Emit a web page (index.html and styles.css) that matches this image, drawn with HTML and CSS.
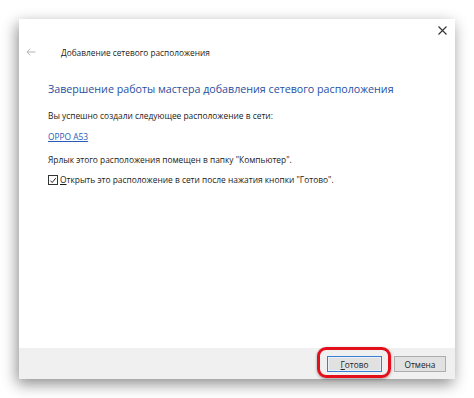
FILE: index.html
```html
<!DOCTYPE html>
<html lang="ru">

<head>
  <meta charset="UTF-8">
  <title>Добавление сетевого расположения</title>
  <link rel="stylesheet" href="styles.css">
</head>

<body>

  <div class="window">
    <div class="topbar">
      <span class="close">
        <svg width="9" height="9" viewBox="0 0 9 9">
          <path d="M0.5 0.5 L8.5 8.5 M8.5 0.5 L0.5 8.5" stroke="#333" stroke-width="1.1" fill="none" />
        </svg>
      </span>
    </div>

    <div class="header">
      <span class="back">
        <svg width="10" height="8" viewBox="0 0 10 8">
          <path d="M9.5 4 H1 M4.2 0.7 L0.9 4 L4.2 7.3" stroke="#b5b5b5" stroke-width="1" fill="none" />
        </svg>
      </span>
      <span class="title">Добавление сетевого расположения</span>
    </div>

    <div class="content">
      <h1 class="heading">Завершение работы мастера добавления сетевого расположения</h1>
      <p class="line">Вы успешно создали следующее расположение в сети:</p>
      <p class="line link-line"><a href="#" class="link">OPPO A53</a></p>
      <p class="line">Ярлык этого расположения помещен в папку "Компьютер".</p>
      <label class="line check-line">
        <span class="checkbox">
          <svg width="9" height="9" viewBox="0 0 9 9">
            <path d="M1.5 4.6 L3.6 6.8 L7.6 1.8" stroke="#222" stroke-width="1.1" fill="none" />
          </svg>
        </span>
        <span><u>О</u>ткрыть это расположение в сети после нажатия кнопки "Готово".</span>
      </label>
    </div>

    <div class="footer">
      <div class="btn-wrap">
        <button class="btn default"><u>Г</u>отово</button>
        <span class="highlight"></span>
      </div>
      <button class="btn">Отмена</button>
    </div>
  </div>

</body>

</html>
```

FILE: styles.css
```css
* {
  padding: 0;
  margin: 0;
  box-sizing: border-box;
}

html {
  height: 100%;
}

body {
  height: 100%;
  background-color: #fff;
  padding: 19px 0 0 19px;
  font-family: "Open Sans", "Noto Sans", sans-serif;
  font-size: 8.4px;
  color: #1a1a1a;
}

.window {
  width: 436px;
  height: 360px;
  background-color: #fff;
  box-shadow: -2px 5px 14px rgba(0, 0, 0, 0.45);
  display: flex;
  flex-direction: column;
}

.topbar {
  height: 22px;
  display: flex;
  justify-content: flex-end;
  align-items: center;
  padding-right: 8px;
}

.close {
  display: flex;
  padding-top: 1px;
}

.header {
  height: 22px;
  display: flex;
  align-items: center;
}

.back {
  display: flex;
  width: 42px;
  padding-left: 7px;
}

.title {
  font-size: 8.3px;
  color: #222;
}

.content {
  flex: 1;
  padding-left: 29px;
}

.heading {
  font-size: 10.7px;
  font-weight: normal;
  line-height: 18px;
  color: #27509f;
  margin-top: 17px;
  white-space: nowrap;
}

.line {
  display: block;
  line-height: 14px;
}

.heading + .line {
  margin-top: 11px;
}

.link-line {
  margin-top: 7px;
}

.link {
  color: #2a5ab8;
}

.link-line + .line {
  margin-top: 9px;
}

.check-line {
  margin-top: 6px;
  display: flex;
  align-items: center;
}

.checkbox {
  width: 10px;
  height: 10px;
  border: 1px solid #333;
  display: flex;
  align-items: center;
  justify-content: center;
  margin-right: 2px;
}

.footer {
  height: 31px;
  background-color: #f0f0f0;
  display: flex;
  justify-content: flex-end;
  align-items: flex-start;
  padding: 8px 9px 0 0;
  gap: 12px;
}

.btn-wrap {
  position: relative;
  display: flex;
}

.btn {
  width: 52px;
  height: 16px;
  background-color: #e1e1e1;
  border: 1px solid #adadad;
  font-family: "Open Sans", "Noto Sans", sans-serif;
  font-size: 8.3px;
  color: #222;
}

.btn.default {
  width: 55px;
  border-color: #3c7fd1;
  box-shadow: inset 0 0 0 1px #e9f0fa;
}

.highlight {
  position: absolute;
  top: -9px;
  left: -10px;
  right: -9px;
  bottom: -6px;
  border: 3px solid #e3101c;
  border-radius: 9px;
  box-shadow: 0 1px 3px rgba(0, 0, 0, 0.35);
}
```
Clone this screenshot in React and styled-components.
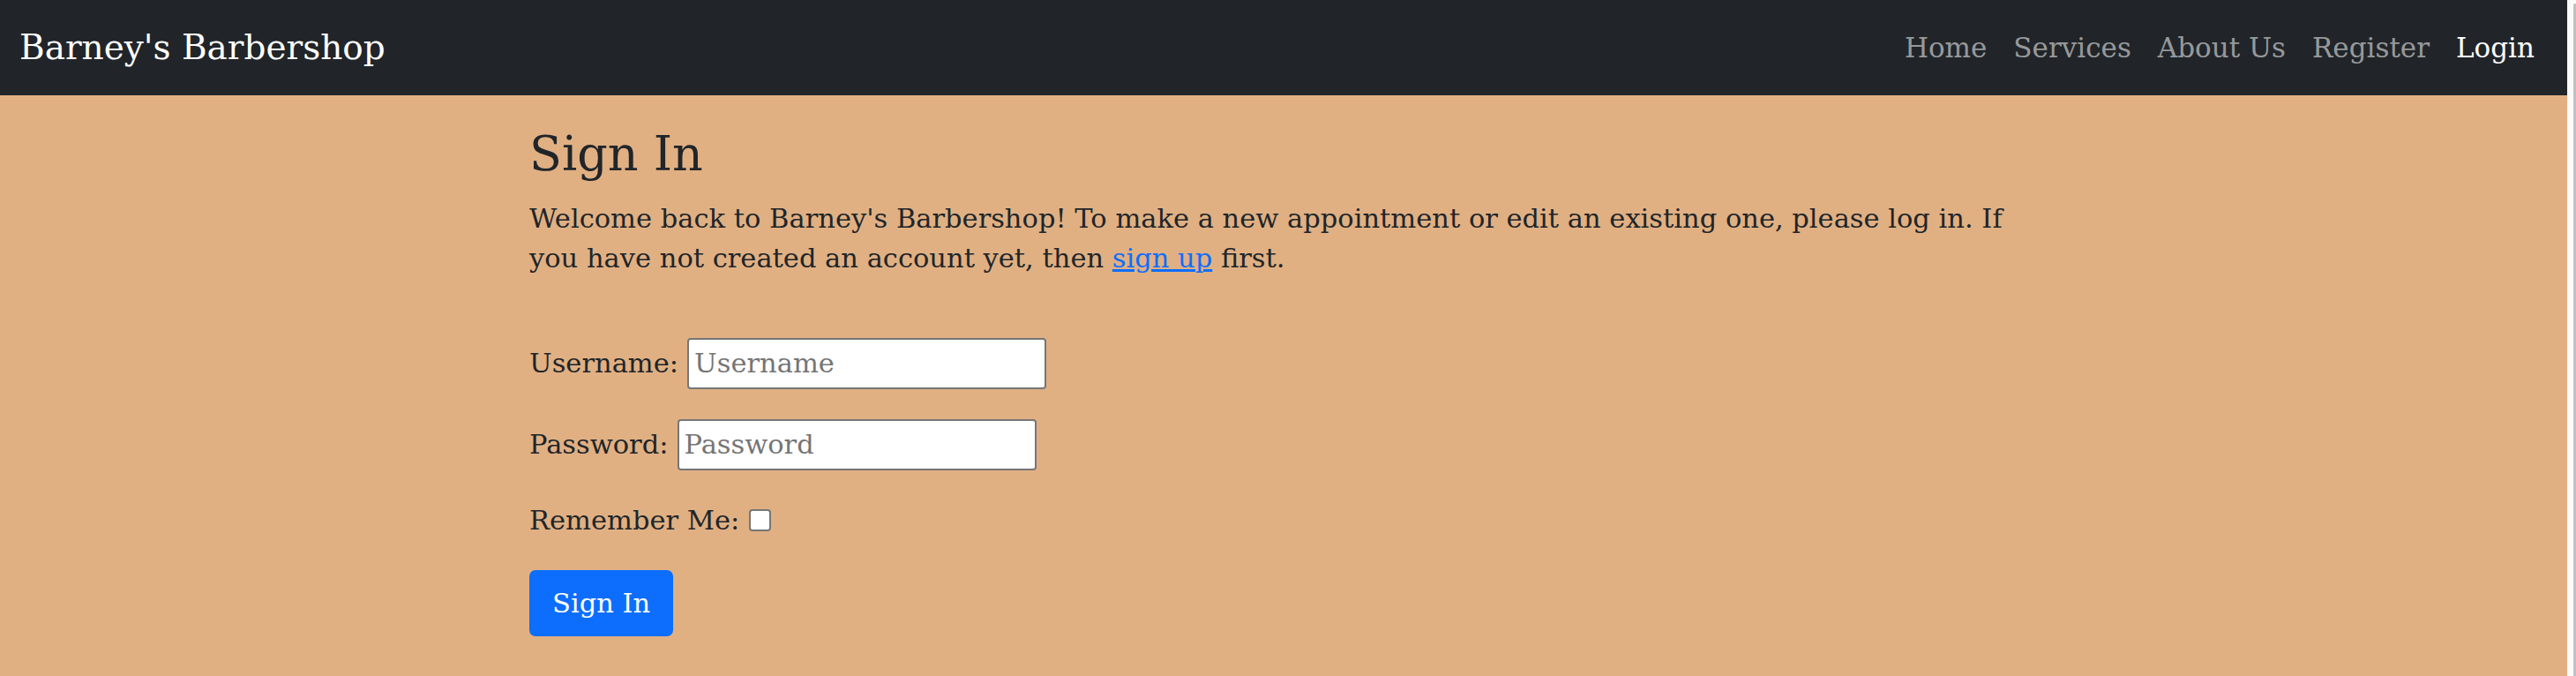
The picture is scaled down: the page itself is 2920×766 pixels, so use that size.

--------------------

Write out the entries above word for word. Do not include the pictures.

Emit a web page (index.html and styles.css) that matches this image, drawn with HTML and CSS.
FILE: index.html
```html
<!DOCTYPE html>
<html lang="ru">

<head>
  <meta charset="UTF-8">
  <title>Добавление сетевого расположения</title>
  <link rel="stylesheet" href="styles.css">
</head>

<body>

  <div class="window">
    <div class="topbar">
      <span class="close">
        <svg width="9" height="9" viewBox="0 0 9 9">
          <path d="M0.5 0.5 L8.5 8.5 M8.5 0.5 L0.5 8.5" stroke="#333" stroke-width="1.1" fill="none" />
        </svg>
      </span>
    </div>

    <div class="header">
      <span class="back">
        <svg width="10" height="8" viewBox="0 0 10 8">
          <path d="M9.5 4 H1 M4.2 0.7 L0.9 4 L4.2 7.3" stroke="#b5b5b5" stroke-width="1" fill="none" />
        </svg>
      </span>
      <span class="title">Добавление сетевого расположения</span>
    </div>

    <div class="content">
      <h1 class="heading">Завершение работы мастера добавления сетевого расположения</h1>
      <p class="line">Вы успешно создали следующее расположение в сети:</p>
      <p class="line link-line"><a href="#" class="link">OPPO A53</a></p>
      <p class="line">Ярлык этого расположения помещен в папку "Компьютер".</p>
      <label class="line check-line">
        <span class="checkbox">
          <svg width="9" height="9" viewBox="0 0 9 9">
            <path d="M1.5 4.6 L3.6 6.8 L7.6 1.8" stroke="#222" stroke-width="1.1" fill="none" />
          </svg>
        </span>
        <span><u>О</u>ткрыть это расположение в сети после нажатия кнопки "Готово".</span>
      </label>
    </div>

    <div class="footer">
      <div class="btn-wrap">
        <button class="btn default"><u>Г</u>отово</button>
        <span class="highlight"></span>
      </div>
      <button class="btn">Отмена</button>
    </div>
  </div>

</body>

</html>
```

FILE: styles.css
```css
* {
  padding: 0;
  margin: 0;
  box-sizing: border-box;
}

html {
  height: 100%;
}

body {
  height: 100%;
  background-color: #fff;
  padding: 19px 0 0 19px;
  font-family: "Open Sans", "Noto Sans", sans-serif;
  font-size: 8.4px;
  color: #1a1a1a;
}

.window {
  width: 436px;
  height: 360px;
  background-color: #fff;
  box-shadow: -2px 5px 14px rgba(0, 0, 0, 0.45);
  display: flex;
  flex-direction: column;
}

.topbar {
  height: 22px;
  display: flex;
  justify-content: flex-end;
  align-items: center;
  padding-right: 8px;
}

.close {
  display: flex;
  padding-top: 1px;
}

.header {
  height: 22px;
  display: flex;
  align-items: center;
}

.back {
  display: flex;
  width: 42px;
  padding-left: 7px;
}

.title {
  font-size: 8.3px;
  color: #222;
}

.content {
  flex: 1;
  padding-left: 29px;
}

.heading {
  font-size: 10.7px;
  font-weight: normal;
  line-height: 18px;
  color: #27509f;
  margin-top: 17px;
  white-space: nowrap;
}

.line {
  display: block;
  line-height: 14px;
}

.heading + .line {
  margin-top: 11px;
}

.link-line {
  margin-top: 7px;
}

.link {
  color: #2a5ab8;
}

.link-line + .line {
  margin-top: 9px;
}

.check-line {
  margin-top: 6px;
  display: flex;
  align-items: center;
}

.checkbox {
  width: 10px;
  height: 10px;
  border: 1px solid #333;
  display: flex;
  align-items: center;
  justify-content: center;
  margin-right: 2px;
}

.footer {
  height: 31px;
  background-color: #f0f0f0;
  display: flex;
  justify-content: flex-end;
  align-items: flex-start;
  padding: 8px 9px 0 0;
  gap: 12px;
}

.btn-wrap {
  position: relative;
  display: flex;
}

.btn {
  width: 52px;
  height: 16px;
  background-color: #e1e1e1;
  border: 1px solid #adadad;
  font-family: "Open Sans", "Noto Sans", sans-serif;
  font-size: 8.3px;
  color: #222;
}

.btn.default {
  width: 55px;
  border-color: #3c7fd1;
  box-shadow: inset 0 0 0 1px #e9f0fa;
}

.highlight {
  position: absolute;
  top: -9px;
  left: -10px;
  right: -9px;
  bottom: -6px;
  border: 3px solid #e3101c;
  border-radius: 9px;
  box-shadow: 0 1px 3px rgba(0, 0, 0, 0.35);
}
```
Clone this screenshot in React and styled-components.
The picture is scaled down: the page itself is 2920×766 pixels, so use that size.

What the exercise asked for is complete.